Et si on va plus loin, on découvrira que le Christ nous appelle à la paix (qui inclut la justice et les relations bienveillantes). Et on peut voir à quel point elle s’oppose à ce christianisme identitaire, en citant ces mots de Bonhoeffer qui n’ont rien perdu de leur actualité : « partout, on confond paix et sécurité. Le chemin de la paix n’est pas celui de la sécurité. Car la paix doit être audacieuse ; elle est l’unique grand risque à prendre, et ne pourra jamais être assurée. La paix est le contraire de la sécurité. Exiger des assurances signifie se méfier, et la méfiance engendre la guerre. Rechercher la sécurité signifie vouloir se protéger soi-même. Paix, cela veut dire se donner entièrement au commandement de Dieu, ne pas demander la sécurité mais, dans la foi et l’obéissance, confier au Dieu tout-puissant l’histoire des peuples et ne pas vouloir en disposer égoïstement »3.
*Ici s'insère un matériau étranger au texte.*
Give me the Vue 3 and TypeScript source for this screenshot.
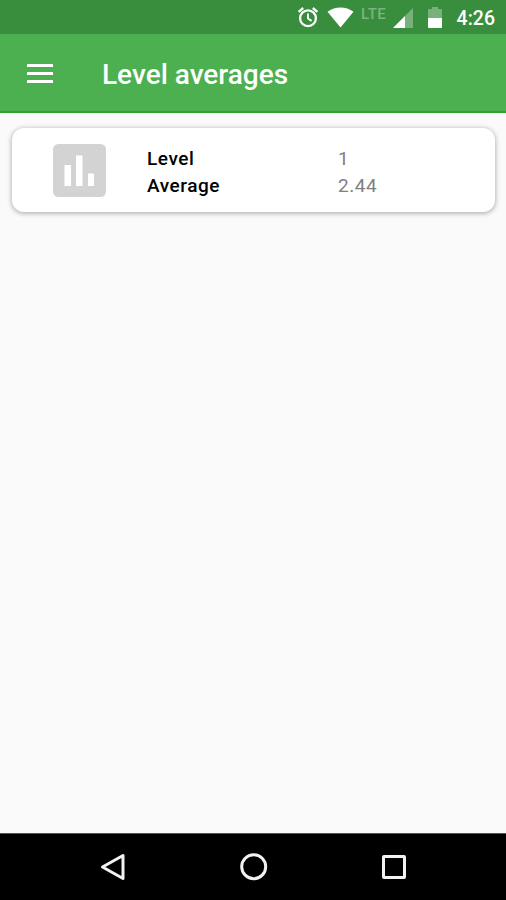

  1. Les effectifs étant malgré tout limités, nous avons pratiqué ce qui s’appelle une analyse de la covariance qui permet de raisonner « toutes choses égales par ailleurs ». C’est ainsi que l’on voit que les personnes diplômées font plus confiance en général, mais que « toutes choses égales par ailleurs » ce n’est pas le facteur décisif. Ce qui compte c’est la participation à la vie sociale. 
  2. Ces chiffres sont tirés de David Yamane, « Awash in a Sea of Faith and Firearms: Rediscovering the Connection Between Religion and Gun Ownership », America Journal for the Scientific Study of Religion (2016) 55(3):622–636 
  3. Extrait d’une conférence prononcée lors d’une rencontre oecuménique internationale, en 1934, reproduite en français dans Bonhoeffer, Textes choisis, Labor et Fides et Le Centurion, 1970, pp. 186-189.